No outro dia usei a expressão “comeback” para me referir ao japonês Kazuo Ohno, e chamaram-me a atenção. Disseram-me: “Tal expressão não se pode utilizar no seu caso pois ele nunca chegou a partir”. Usei-a porque no início do ano, os quatro cantos do mundo foram invadidos com imagens do coreógrafo.

Antony Hegarty, líder da banda Antony & the Johnsons, escolheu uma imagem de Kazuo Ohno para a capa do álbum The Crying Light. A sua escolha explicou-a como uma procura de um longo caminho artístico e espiritual.

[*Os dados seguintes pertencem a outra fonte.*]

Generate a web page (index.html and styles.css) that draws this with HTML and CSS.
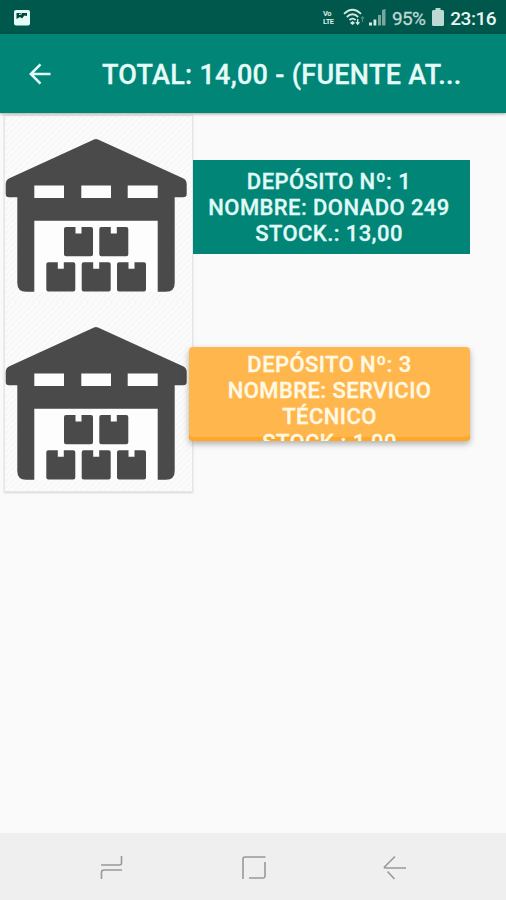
FILE: index.html
```html
<!DOCTYPE html>
<html lang="es">
<head>
<meta charset="utf-8">
<title>Stock por depósito</title>
<link rel="stylesheet" href="styles.css">
</head>
<body>
<svg width="0" height="0" class="defs">
  <defs>
    <pattern id="hatch" width="6" height="6" patternUnits="userSpaceOnUse">
      <path d="M-1 1L1-1M0 6L6 0M5 7L7 5" stroke="#f5f5f5" stroke-width="1.2"/>
    </pattern>
    <path id="box" d="M2 0H11.5V6.5H17.5V0H27Q29 0 29 2V27.200Q29 29.200 27 29.200H2Q0 29.200 0 27.200V2Q0 0 2 0Z"/>
    <symbol id="warehouse" viewBox="0 0 189 188">
      <rect width="189" height="188" fill="url(#hatch)"/>
      <path d="M30 105.700H154V177H30Z" fill="#fdfdfd"/>
      <g fill="#4a4a4a">
        <path d="M90 24.600Q92 23.600 94 24.600L179 63.200Q182.700 65 182.700 69V79Q182.700 82.300 179 82.300H170.700V168Q170.700 176.700 162 176.700H153.700V105.700H30.300V176.700H22Q13.300 176.700 13.300 168V82.300H5Q1.700 82.300 1.700 79V69Q1.700 65 5.400 63.200Z"/>
        <use href="#box" x="60" y="112"/>
        <use href="#box" x="95.300" y="112"/>
        <use href="#box" x="42.300" y="147.300"/>
        <use href="#box" x="77.700" y="147.300"/>
        <use href="#box" x="113" y="147.300"/>
      </g>
      <path d="M30.300 70.500H60V83H30.300ZM77.300 70.500H107V83H77.300ZM123.700 70.500H153.700V83H123.700Z" fill="#fdfdfd"/>
    </symbol>
  </defs>
</svg>
<div class="screen">
  <header class="status">
    <svg class="shot" width="16" height="16" viewBox="0 0 16 16"><rect width="16" height="15.500" rx="2" fill="#e4fbf6"/><path d="M2.500 3H13V6L10.500 5.500 8 8.500 6 7 2.500 9Z" fill="#00483d"/><path d="M5 4.500L8 3.800" stroke="#e4fbf6"/></svg>
    <div class="lte"><span>Vo</span><span>LTE</span></div>
    <svg class="wifi" width="22" height="19" viewBox="0 0 22 19" fill="none" stroke="#d5eae6" stroke-width="1.800"><path d="M1 5.800Q9.500-2.400 18 5.800M3.800 9Q9.500 3.600 15.200 9M6.400 12Q9.500 9.200 12.600 12"/><path d="M9.500 13L12 15 9.500 17 7 15Z" fill="#d5eae6" stroke="none"/><path d="M14.700 11V16M13 14.200L14.700 16.300 16.400 14.200" stroke-width="1.300"/><path d="M19.500 14V9M18 10.500L19.500 8.800 21 10.500" stroke="#4d8c82" stroke-width="1.200"/></svg>
    <svg class="signal" width="17" height="17" viewBox="0 0 17 17"><path d="M0 13.500H3V16.500H0ZM4.500 10.500H7.300V16.500H4.500Z" fill="#d5eae6"/><path d="M9 6H12V16.500H9ZM13 1L16.500 0V16.500H13Z" fill="#76a69e"/></svg>
    <span class="percent">95%</span>
    <svg class="battery" width="12" height="18" viewBox="0 0 12 18"><path d="M3.500 0H8.500V2H10.500Q12 2 12 3.500V16.500Q12 18 10.500 18H1.500Q0 18 0 16.500V3.500Q0 2 1.500 2H3.500Z" fill="#bdd9d4"/></svg>
    <span class="clock">23:16</span>
  </header>
  <div class="toolbar">
    <svg class="back" width="22" height="22" viewBox="0 0 24 24" fill="none" stroke="#e2fbf7" stroke-width="2.800"><path d="M23.500 12H2M12.500 1.500L2 12 12.500 22.500"/></svg>
    <h1>TOTAL: 14,00 - (FUENTE AT...</h1>
  </div>
  <main class="list">
    <div class="pictures">
      <svg width="189" height="188"><use href="#warehouse"/></svg>
      <svg width="189" height="188"><use href="#warehouse"/></svg>
    </div>
    <div class="buttons">
      <div class="deposit green"><span>DEPÓSITO Nº: 1</span><span>NOMBRE: DONADO 249</span><span>STOCK.: 13,00</span></div>
      <div class="deposit orange"><span>DEPÓSITO Nº: 3</span><span>NOMBRE: SERVICIO</span><span>TÉCNICO</span><span>STOCK.: 1,00</span></div>
    </div>
  </main>
  <nav class="nav">
    <svg width="24" height="26" viewBox="0 0 24 26"><path d="M1 10H19.500Q21.500 10 21.500 8V1M22 15H4Q1.500 15 1.500 17.500V24"/></svg>
    <svg width="26" height="26" viewBox="0 0 26 26"><path d="M2 24V4Q2 2 4 2H24.500M24 7V21Q24 23 22 23H8"/></svg>
    <svg width="24" height="26" viewBox="0 0 24 26"><path d="M12 1.500L1.500 12Q1 13 2.500 13H23M4.500 16.500L11.500 24"/></svg>
  </nav>
</div>
</body>
</html>
```
FILE: styles.css
```css
* { box-sizing: border-box; }
body { margin: 0; font-family: Roboto, "Liberation Sans", sans-serif; }
.defs { display: block; }
.screen { width: 506px; height: 900px; display: flex; flex-direction: column; background: #fafafa; overflow: hidden; }
.status { height: 34px; flex: none; background: #00574b; display: flex; align-items: center; padding: 0 10px 0 14px; color: #e9f8f5; white-space: nowrap; }
.status svg { flex: none; }
.shot { margin-top: 1px; }
.lte { width: 14px; margin-left: 293px; flex: none; display: flex; flex-direction: column; font-size: 7.5px; line-height: 8px; font-weight: 700; letter-spacing: -.5px; color: #d5eae6; margin-top: 2px; }
.wifi { margin-left: 6px; margin-top: 1px; }
.signal { margin-left: 4px; margin-top: 1px; }
.percent { width: 34px; margin-left: 6px; font-size: 19px; letter-spacing: -.7px; color: #bdd9d4; margin-top: 3px; -webkit-text-stroke: .3px #bdd9d4; }
.battery { margin-left: 7px; }
.clock { width: 47px; margin-left: 6px; font-size: 19px; font-weight: 500; letter-spacing: -.45px; margin-top: 3px; }
.toolbar { height: 79px; flex: none; background: #008577; display: flex; align-items: center; padding-left: 29px; box-shadow: 0 1px 3px rgba(0,0,0,.35); position: relative; }
.toolbar h1 { margin: 3px 0 0 51px; font-size: 27px; font-weight: 500; line-height: 32px; letter-spacing: .27px; color: #e4fcf8; white-space: nowrap; -webkit-text-stroke: .3px #e4fcf8; }
.list { flex: 1; display: flex; padding: 2px 0 0 4px; }
.pictures { width: 189px; height: 377px; display: flex; flex-direction: column; background: #fbfbfb; outline: 1px solid #e6e6e6; outline-offset: -1px; box-shadow: 0 1px 2px rgba(0,0,0,.15); }
.pictures svg { display: block; flex: none; }
.buttons { display: flex; flex-direction: column; align-items: flex-end; gap: 93px; width: 277px; padding-top: 45px; }
.deposit { height: 94px; flex: none; display: flex; flex-direction: column; align-items: center; font-size: 22px; line-height: 26px; font-weight: 500; letter-spacing: .42px; overflow: hidden; white-space: nowrap; }
.green { width: 277px; background: #008577; color: #e0faf6; padding: 9px 5px 0 0; -webkit-text-stroke: .3px #e0faf6; }
.orange { width: 281px; background: #ffb74d; color: #fff9e6; padding-top: 5px; border-radius: 4px; box-shadow: inset 0 -4px #ffa726, 0 3px 6px rgba(0,0,0,.3); position: relative; -webkit-text-stroke: .3px #fff9e6; }
.deposit span { flex: none; }
.nav { height: 67px; flex: none; background: #efefef; display: flex; justify-content: space-between; align-items: center; padding: 3px 99px 0 100px; }
.nav svg { fill: none; stroke: #999; stroke-width: 1.600; }
```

Com Kazuo Ohno, dizia à revista Les Inrockuptibles, aprendeu a encarar as etapas de vida como uma eterna primeira vez. Antony defendia-se assim da expectativa dos que aguardavam o seu regresso depois do êxito que encontrou com o álbum I Am a Bird Now. Ohno foi o seu ídolo de adolescência.

A imagem utilizada no disco de Antony & the Johnsons de 1977, ainda Ohno dançava. As imagens que são utilizadas nestas páginas são recentes, foram tiradas em novembro de 2008 pelo fotógrafo e designer de moda francês Jacques Le Corre. Nelas, Ohno está acamado, “dans son lit de mort” como diz a expressão francesa.

Le Corre tentava há já alguns anos fotografar o coreógrafo. Em 2008 enquanto viajava pelo Japão, entrou em contacto com a família de Ohno e foi-lhe dada autorização para avançar com o projecto de imortalizar pessoas que admira. Não pensava encontrar o coreógrafo no estado em que encontrou.

Tinha imaginado uma maquilhagem especial para as fotografias, tinha flores e uma coroa para lhe pôr nos cabelos. No jardim da casa de Ohno encontrou depois pequenos azulejos feitos pelos netos, fotografou-os para os sobrepor mais tarde sobre as imagens (é o efeito que se vê por cima do rosto de Ohno, na primeira foto) .

Jacques Le Corre tornou-se célebre por desenhar chapéus, por isso pensou naturalmente em fazer um chapéu com alguns dos elementos que levava para a sessão fotográfica. Abdicou desta ideia, devido ao estado débil de Ohno, utilizando somente a coroa . Agora constata que dessa coroa ressai algo de mortuário, mas naquele momento diz ter sentido outra coisa, “era a vida que continuava” – dizia-nos ao telefone de Paris – “a morte que se misturava com a vida, e a tornava irreal ”.

Kazuo Ohno esteve consciente durante toda a sessão fotográfica.

O coreógrafo viveu o auge da sua carreira tardiamente, entre os 70 e os 90 anos de idade. Diz-se que gostaria de poder morrer em palco.

O termo “comeback” não se aplica realmente a Ohno. “Para sempre”, sim.